Monday, June 11, 2007

Advisor meeting

And, oh yes: I also saw Advisor this weekend.

In short, it was a delight. She was relaxed and chatty, gossiping mildly but not inappropriately about other advisees, former advisees, and people in our field, and telling me repeatedly how good I looked. Perhaps most flatteringly, she seemed genuinely happy to see me and to hear about my life. At one point, after I'd thanked her for a particular piece of professional advice, she said something to the effect that she'd enjoy keeping an eye on me--if I didn't mind her doing so. (To which I said, "I hope you will! Who else is going to?")

But here's the weirdest part:

Almost the first thing that Advisor asked me was how my personal life was going. Since we've virtually never discussed my personal life, this was unexpected. I told her that my boyfriend and I had recently broken up, and I think that I may have added an explanatory sentence or two. She blinked for a couple of moments, saying nothing, and then--as if recollecting the sentiment that was called for here--said, rather awkwardly, "Well. I'm sorry to hear that."

Conversation went on. Ten or fifteen minutes later I said something in passing about GWB, and she interrupted: "I have to admit that I'm not totally sorry to hear that your relationship has ended."

"Um." I said. "Okay. . ."

"Because you can do better."

I had no idea what she was talking about. She should know who GWB is (she was the outside-field member of his dissertation committee, and their intellectual interests have significant overlap), but on the occasions when I've reminded her of his identity it's been pretty clear that she has no recollection of him.

She continued, "You're going to be a. . . quietly influential mover in this field. And you can do better."

"Really." I said. "Okay. Well. Thanks!"

* * * * *

So, I have to ask: what the fuck was that all about? And what does my career--bright as it may or may not be--have to do with anything?

If we assume that Advisor doesn't actually remember who GWB is, we're left with three possible interpretations:

1) She was simply saying, in a maternal sort of way, that whoever the guy in question might be, anyone causing me drama could obviously be done-better-than. And P.S.: you rock and have a brilliant future ahead of you!

2) She meant that any relationship (but perhaps especially a long-distance one) must be a time-suck that I couldn't afford.

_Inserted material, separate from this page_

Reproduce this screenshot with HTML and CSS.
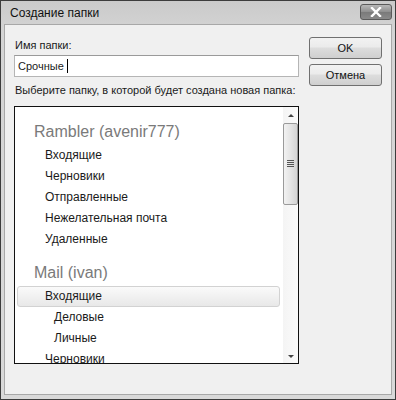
FILE: index.html
```html
<!DOCTYPE html>
<html lang="ru">
<head>
    <meta charset="UTF-8">
    <title>Создание папки</title>
    <link rel="stylesheet" href="styles.css">
</head>
<body>
    <div class="window">
        <div class="titlebar">
            <span class="title">Создание папки</span>
            <button class="close-btn" aria-label="Закрыть">
                <svg width="12" height="10" viewBox="0 0 12 10">
                    <path d="M2 1 L10 9 M10 1 L2 9" stroke="#fff" stroke-width="2.4" stroke-linecap="square"/>
                </svg>
            </button>
        </div>
        <div class="client">
            <div class="form">
                <label class="field-label" for="folderName">Имя папки:</label>
                <div class="text-input" id="folderName">Срочные <span class="caret"></span></div>
                <div class="field-label second">Выберите папку, в которой будет создана новая папка:</div>
                <div class="tree">
                    <div class="tree-list">
                        <div class="account">Rambler (avenir777)</div>
                        <div class="folder">Входящие</div>
                        <div class="folder">Черновики</div>
                        <div class="folder">Отправленные</div>
                        <div class="folder">Нежелательная почта</div>
                        <div class="folder">Удаленные</div>
                        <div class="account gap">Mail (ivan)</div>
                        <div class="folder selected">Входящие</div>
                        <div class="folder sub">Деловые</div>
                        <div class="folder sub">Личные</div>
                        <div class="folder">Черновики</div>
                    </div>
                    <div class="scrollbar">
                        <div class="arrow up"></div>
                        <div class="thumb">
                            <div class="grip"></div>
                        </div>
                        <div class="track"></div>
                        <div class="arrow down"></div>
                    </div>
                </div>
            </div>
            <div class="buttons">
                <button class="btn">OK</button>
                <button class="btn">Отмена</button>
            </div>
        </div>
    </div>
</body>
</html>
```

FILE: styles.css
```css
* {
    box-sizing: border-box;
    margin: 0;
    padding: 0;
}

body {
    font-family: 'Liberation Sans', Arial, sans-serif;
    font-size: 11px;
    color: #1a1a1a;
    background: #ffffff;
}

.window {
    width: 396px;
    height: 400px;
    border: 1px solid #3c3c3c;
    background: linear-gradient(to bottom, #cacaca, #d4d4d4 30px, #d9d9d9);
    padding: 0 3px 4px;
    display: flex;
    flex-direction: column;
}

.titlebar {
    height: 23px;
    display: flex;
    align-items: center;
    justify-content: space-between;
    padding: 0 0 0 6px;
}

.title {
    font-size: 12px;
    color: #111;
    padding-top: 1px;
}

.close-btn {
    width: 32px;
    height: 16px;
    margin-top: -2px;
    border: 1px solid #5a5a5a;
    border-radius: 3px;
    background: linear-gradient(to bottom, #b8b8b8, #8e8e8e 50%, #7a7a7a 51%, #8a8a8a);
    display: flex;
    align-items: center;
    justify-content: center;
}

.client {
    flex: 1;
    background: #f0f0f0;
    border: 1px solid #a8a8a8;
    display: flex;
    padding: 12px 9px 0 9px;
}

.form {
    width: 286px;
    display: flex;
    flex-direction: column;
}

.field-label {
    line-height: 16px;
    padding-left: 1px;
    white-space: nowrap;
}

.field-label.second {
    margin-top: 5px;
}

.text-input {
    margin-top: 2px;
    height: 22px;
    border: 1px solid #b5b5b5;
    border-top-color: #9a9a9a;
    background: #fff;
    padding: 2px 3px;
    line-height: 16px;
    display: flex;
    align-items: center;
}

.caret {
    display: inline-block;
    width: 1px;
    height: 14px;
    background: #000;
    margin-left: 3px;
}

.tree {
    margin-top: 8px;
    width: 285px;
    height: 258px;
    border: 1px solid #111;
    background: #fff;
    display: flex;
    overflow: hidden;
    font-size: 12px;
}

.tree-list {
    flex: 1;
    padding: 15px 0 0 2px;
    overflow: hidden;
}

.account {
    font-size: 16px;
    color: #7a7a7a;
    line-height: 20px;
    padding-left: 17px;
    margin-bottom: 3px;
}

.account.gap {
    margin-top: 13px;
}

.folder {
    height: 21px;
    line-height: 21px;
    padding-left: 28px;
    color: #1a1a1a;
}

.folder.sub {
    padding-left: 37px;
}

.folder.selected {
    border: 1px solid #d2d2d2;
    border-radius: 3px;
    background: linear-gradient(to bottom, #fafafa, #e8e8e8);
    line-height: 19px;
    padding-left: 27px;
    margin-right: 3px;
}

.scrollbar {
    width: 15px;
    background: linear-gradient(to right, #f4f4f4, #fbfbfb);
    display: flex;
    flex-direction: column;
    align-items: center;
}

.arrow {
    width: 0;
    height: 0;
    border-left: 3px solid transparent;
    border-right: 3px solid transparent;
    margin: 7px 0 6px;
}

.arrow.up {
    border-bottom: 3px solid #444;
}

.arrow.down {
    border-top: 3px solid #444;
    margin: 5px 0 5px;
}

.thumb {
    width: 15px;
    height: 82px;
    border: 1px solid #9a9a9a;
    border-radius: 2px;
    background: linear-gradient(to right, #f2f2f2, #e4e4e4 50%, #d4d4d4);
    display: flex;
    align-items: center;
    justify-content: center;
}

.grip {
    width: 7px;
    height: 8px;
    background: repeating-linear-gradient(to bottom, #555 0, #555 1px, transparent 1px, transparent 2px);
}

.track {
    flex: 1;
}

.buttons {
    margin-left: 10px;
    display: flex;
    flex-direction: column;
    gap: 5px;
}

.btn {
    width: 73px;
    height: 22px;
    font-family: inherit;
    font-size: 11px;
    color: #111;
    border: 1px solid #707070;
    border-radius: 3px;
    background: linear-gradient(to bottom, #f2f2f2, #ebebeb 45%, #dddddd 50%, #cfcfcf);
}
```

3) She thinks that I should go out and attach myself to someone important, who could be helpful to my career.

Now, I really don't think it's #2. As monstrously efficient as Advisor is, she's always been devoted to her partners and family; as long as one is on top of one's work, she approves of romantic relationships. #3 is totally gross, but not for that reason an invalid interpretation. Indeed, the decisiveness with which she made the comment, and the fact that it clearly came after some thought, makes that seem somewhat more likely than #1.

Dunno. But despite the grossness of what I think she might have meant, I left our meeting feeling ridiculously cheery. Because that's the way Advisor is: she makes pronouncements. And even when I know that she can't possibly have the necessary evidence to make those pronouncements, or when I don't respect the values that underly them--I tend always to believe her.

Dissertation directors, man. They're the gods that roam the earth.


heu mihi said...

Well, I read that comment somewhat differently (but rather weirdly, so I'm not sure that my interpretation makes sense). As in, Academics who date/marry other academics should be paired up with those who have roughly equal career trajectories (for the sake of symmetry? to avoid envy?). But that would suggest that your advisor has a very strange view of relationships, so it's probably not likely.

Or maybe she was using the career compliment as a general ego-booster--like, don't sell yourself short in your career or your relationships, because you're going to do extremely well.

Well, whatever her intentions, it was definitely a compliment!

~profgrrrrl~ said...

I got a lot of those comments when I broke up with ex. And I *think* I'm starting to see what people meant, because now I can see that they could see the ways in which he was dragging me down. Not that he's a bad person or trying to drag me down. Just that it wasn't what really would be best.

Anyway, sounds like a positive interaction. :)

Elizabeth said...

maybe in that time lag she remembered who he was and really thinks you can do better, in or out of the academic context? (i wonder if overall she has a better memory than you attribute to her--and she OBVIOUSLY thinks about you, despite your protestations to the contrary. . .)

one time a long time ago, a grad student married to a professor told me that *i* should get hooked up with a professor. THAT was gross and weird.

Flavia said...

JB (and Profgrrrrl): No, I think your first interpretation is probably correct, and I think it's a reasonable enough concern! It's just that GWB is doing quite well professionally, and even if Advisor doesn't remember him as a person or personality, she has reason to know that much, from what I've said about him.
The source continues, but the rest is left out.